The hot-button controversies over strict Republican voting laws have obscured a crucial reality: Far more Americans are kept from voting by what might be called softer barriers that have been in place so long that they generate less attention: an antiquated registration system that, among other problems, requires voters to re-register each time they move, leaving around 50 million people unregistered; poorly maintained voter rolls that cause confusion on Election Day; hours-long lines that drive some would-be voters away in frustration and are worst in minority neighborhoods.

RELATED: Clinton: GOP leads 'crusade against voting rights'

President Obama’s bipartisan panel on voting, convened in response to the massive lines in Florida in 2012, helped put these issues—as well as the importance of early voting to reduce lines on Election Day—on the agenda. And the record low turnout in last fall’s midterms has helped focus the conversation on how to get more voters to the polls. President Obama even mused recently about mandatory voting, which he called "transformative."

Since the start of the year, 464 bills to enhance voting access—many of them modernizing the registration system—have been introduced in state legislatures, according to a tally by the Brennan Center for Democracy. Oregon recently passed a law to establish automatic voter registration, which could create as many as 800,000 new registered voters in that state alone. And other states, including California, are considering following suit.

Clinton’s aggressive plan will push those efforts forward. Expect to see more universal voter registration measures introduced in states across the country. 

Of course, polls show ID is popular, so it’s no surprise that Clinton and her allies would want to focus elsewhere. And to be sure, she offered a full-throated condemnation of the wave of voting restrictions the GOP has imposed in state after state. But in calling out four of her potential 2016 rivals by name, it was noticeable that she focused not on voter ID but more broadly on their support for policies that restrict, rather than expand, the electorate, and that target particular groups.

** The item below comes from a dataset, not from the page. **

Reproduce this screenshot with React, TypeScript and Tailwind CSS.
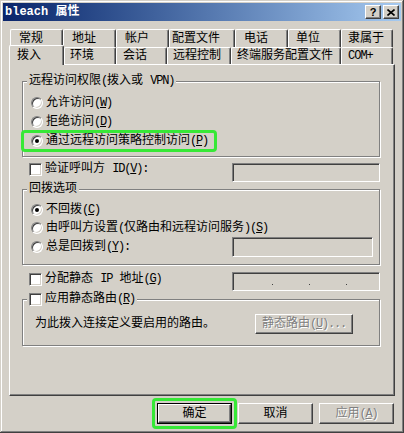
import React from 'react';

// classic 3D borders
const raised =
  'border border-t-white border-l-white border-r-[#404040] border-b-[#404040] shadow-[inset_-1px_-1px_#808080] bg-[#D4D0C8]';
const sunken =
  'border border-t-[#808080] border-l-[#808080] border-r-white border-b-white shadow-[inset_1px_1px_#404040,inset_-1px_-1px_#D4D0C8]';
const etched = 'border border-[#808080] shadow-[inset_1px_1px_#fff,1px_1px_#fff]';
const tabEdge =
  'border-t border-l border-r border-t-white border-l-white border-r-[#404040] rounded-t-[2px] shadow-[inset_-1px_0_#808080] bg-[#D4D0C8]';
const dimmed = 'text-[#808080] [text-shadow:1px_1px_0_#fff]';
const glow = 'rounded-[4px] border-[3px] border-[#37e837]';

// half-width latin, squeezed to ~6px per char like the dialog font
const A = ({ children }: { children: React.ReactNode }) => (
  <span className="tracking-[-1.2px]">{children}</span>
);

const Key = ({ k }: { k: string }) => (
  <A>
    (<u>{k}</u>)
  </A>
);

const Radio = ({ checked = false }: { checked?: boolean }) => (
  <span className={`flex h-[12px] w-[12px] shrink-0 items-center justify-center rounded-full bg-white ${sunken}`}>
    {checked && <span className="h-[4px] w-[4px] rounded-full bg-black" />}
  </span>
);

const Check = () => <span className={`block h-[13px] w-[13px] shrink-0 bg-white ${sunken}`} />;

const backTabs = [
  { label: '常规', cls: 'w-[53px] pl-[8px]' },
  { label: '地址', cls: 'w-[53px] pl-[8px]' },
  { label: '帐户', cls: 'w-[53px] pl-[8px]' },
  { label: '配置文件', cls: 'w-[66px] pl-[2px]' },
  { label: '电话', cls: 'w-[53px] pl-[8px]' },
  { label: '单位', cls: 'w-[53px] pl-[7px]' },
  { label: '隶属于', cls: 'w-[52px] pl-[6px]' },
];

const frontTabs = [
  { label: '环境', cls: 'w-[52px] pl-[5px]' },
  { label: '会话', cls: 'w-[51px] pl-[6px]' },
  { label: '远程控制', cls: 'w-[64px] pl-[5px]' },
  { label: '终端服务配置文件', cls: 'w-[110px] pl-[5px]' },
  { label: 'COM+', cls: 'w-[52px] pl-[6px] tracking-[-1px]' },
];

export default function App() {
  return (
    <div className="h-[433px] w-[404px] bg-[#D4D0C8] p-[3px] font-['Liberation_Mono','Noto_Sans_CJK_SC',monospace] text-[12px] leading-[14px] text-black shadow-[inset_-1px_-1px_#404040,inset_1px_1px_#D4D0C8,inset_-2px_-2px_#808080,inset_2px_2px_#fff]">
      {/* Title bar */}
      <div className="flex h-[18px] items-center bg-linear-to-r from-[#0A246A] to-[#A6CAF0] pl-[2px] pr-[2px]">
        <span className="font-bold text-white">bleach 属性</span>
        <div className="ml-auto flex gap-[2px]">
          <div className={`flex h-[14px] w-[16px] items-center justify-center font-['Liberation_Sans',sans-serif] text-[11px] font-bold leading-none ${raised}`}>
            ?
          </div>
          <div className={`flex h-[14px] w-[16px] items-center justify-center ${raised}`}>
            <svg width="8" height="7" viewBox="0 0 8 7">
              <path d="M0.5 0.5 L7.5 6.5 M7.5 0.5 L0.5 6.5" stroke="#000" strokeWidth="1.6" fill="none" />
            </svg>
          </div>
        </div>
      </div>

      {/* Tabs */}
      <div className="mt-[8px]">
        <div className="ml-[7px] flex h-[18px]">
          {backTabs.map((t) => (
            <div key={t.label} className={`flex h-[18px] items-center ${tabEdge} ${t.cls}`}>
              {t.label}
            </div>
          ))}
        </div>
        <div className="ml-[6px] flex h-[17px] items-start">
          <div className={`relative z-10 -mt-[2px] flex h-[20px] w-[55px] items-center pl-[7px] ${tabEdge}`}>拨入</div>
          {frontTabs.map((t) => (
            <div key={t.label} className={`flex h-[17px] items-center ${tabEdge} ${t.cls}`}>
              {t.label}
            </div>
          ))}
        </div>
      </div>

      {/* Panel */}
      <div className={`mx-[6px] h-[332px] pl-[12px] pt-[9px] ${raised}`}>
        <fieldset className={`w-[358px] ${etched}`}>
          <legend className="ml-[4px] bg-[#D4D0C8] px-[2px] leading-[14px]">
            远程访问权限<A>(</A>拨入或 <A>VPN)</A>
          </legend>
          <div className="pb-[6px] pl-[8px] pt-[5px]">
            <div className="flex h-[19px] items-center gap-[3px]">
              <Radio />
              <span>
                允许访问<Key k="W" />
              </span>
            </div>
            <div className="flex h-[19px] items-center gap-[3px]">
              <Radio />
              <span>
                拒绝访问<Key k="D" />
              </span>
            </div>
            <div className={`-mb-[2px] -ml-[10px] -mt-[1px] flex h-[22px] w-[196px] items-center gap-[3px] pl-[7px] ${glow}`}>
              <Radio checked />
              <span>
                通过远程访问策略控制访问<Key k="P" />
              </span>
            </div>
          </div>
        </fieldset>

        <div className="mt-[6px] flex h-[19px] w-[358px] items-start pl-[7px]">
          <div className="flex items-center gap-[3px] leading-[13px]">
            <Check />
            <span>
              验证呼叫方 <A>ID</A><Key k="V" /><A>:</A>
            </span>
          </div>
          <div className={`ml-auto h-[19px] w-[148px] bg-[#D4D0C8] ${sunken}`} />
        </div>

        <fieldset className={`w-[358px] ${etched}`}>
          <legend className="ml-[4px] bg-[#D4D0C8] px-[2px] leading-[14px]">回拨选项</legend>
          <div className="pb-[7px] pl-[8px] pr-[6px] pt-[5px]">
            <div className="flex h-[18px] items-center gap-[3px]">
              <Radio checked />
              <span>
                不回拨<Key k="C" />
              </span>
            </div>
            <div className="flex h-[18px] items-center gap-[3px]">
              <Radio />
              <span>
                由呼叫方设置<A>(</A>仅路由和远程访问服务<A>)</A><Key k="S" />
              </span>
            </div>
            <div className="flex h-[20px] items-center gap-[3px]">
              <Radio />
              <span>
                总是回拨到<Key k="Y" /><A>:</A>
              </span>
              <div className={`ml-auto h-[20px] w-[141px] bg-[#D4D0C8] ${sunken}`} />
            </div>
          </div>
        </fieldset>

        <div className="mt-[7px] flex h-[19px] w-[358px] items-start pl-[7px]">
          <div className="mt-[1px] flex items-center gap-[3px] leading-[13px]">
            <Check />
            <span>
              分配静态 <A>IP</A> 地址<Key k="G" />
            </span>
          </div>
          <div className={`ml-auto flex h-[19px] w-[148px] items-end gap-[36px] bg-[#D4D0C8] pb-[5px] pl-[39px] ${sunken}`}>
            <span className="h-[1px] w-[1px] bg-[#404040]" />
            <span className="h-[1px] w-[1px] bg-[#404040]" />
            <span className="h-[1px] w-[1px] bg-[#404040]" />
          </div>
        </div>

        <fieldset className={`mt-[1px] w-[358px] ${etched}`}>
          <legend className="ml-[4px] bg-[#D4D0C8] px-[2px] leading-[14px]">
            <span className="flex items-center gap-[3px]">
              <Check />
              <span>
                应用静态路由<Key k="R" />
              </span>
            </span>
          </legend>
          <div className="mb-[11px] mt-[8px] flex h-[20px] items-center justify-between pl-[12px] pr-[26px]">
            <span>为此拨入连接定义要启用的路由。</span>
            <div className={`flex h-[20px] w-[98px] items-center justify-center ${raised} ${dimmed}`}>
              静态路由<Key k="U" /><A>...</A>
            </div>
          </div>
        </fieldset>
      </div>

      {/* Dialog buttons */}
      <div className="mt-[7px] flex h-[21px] justify-end gap-[6px] pr-[7px]">
        <div className={`-m-[5px] p-[2px] ${glow}`}>
          <div className="h-[21px] w-[75px] border border-black">
            <div className={`flex h-full w-full items-center justify-center ${raised}`}>确定</div>
          </div>
        </div>
        <div className={`flex h-[21px] w-[75px] items-center justify-center ${raised}`}>取消</div>
        <div className={`flex h-[21px] w-[75px] items-center justify-center ${raised} ${dimmed}`}>
          应用<Key k="A" />
        </div>
      </div>
    </div>
  );
}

Clinton said Rick Perry had “signed a law that a federal court said was actually written with the purpose of discriminating against minority voters,” without noting that it was Texas’s strict ID law. And she slammed Scott Walker for cutting back early voting and signing “legislation that would make it harder for college students to vote,”—again without noting that she was referring to voter ID.

In response, Perry sought to turn the focus back to the more familiar terrain of voter ID. “I think it makes sense to have a photo ID to be able to vote,” the former Texas governor said on Fox News Friday. “When I got on the airline to come up here yesterday, I had to show my photo ID.”  

And Walker fell back on an oft-used GOP talking point on the issue, asking why Clinton doesn’t support policies “to make it easier to vote and harder to cheat,” and calling her “far outside the mainstream.” (Asked which expansive voting policies Clinton doesn’t support, a spokeswoman for Walker’s PAC, Our American Revival, didn’t respond.)

Ohio Gov. John Kasich, answering Clinton’s criticism of his state’s early voting cuts, noted that New York, the state Clinton represented in the Senate, doesn’t offer any early voting at all, and accused her of “demagoguery.”

But those responses could be hard to sustain once more states move forward with expansive legislation and the conversation gets more specific. Ultimately, Republicans will need to explain why they don’t favor policies to bring more people into the political process. And answering honestly might not be an option.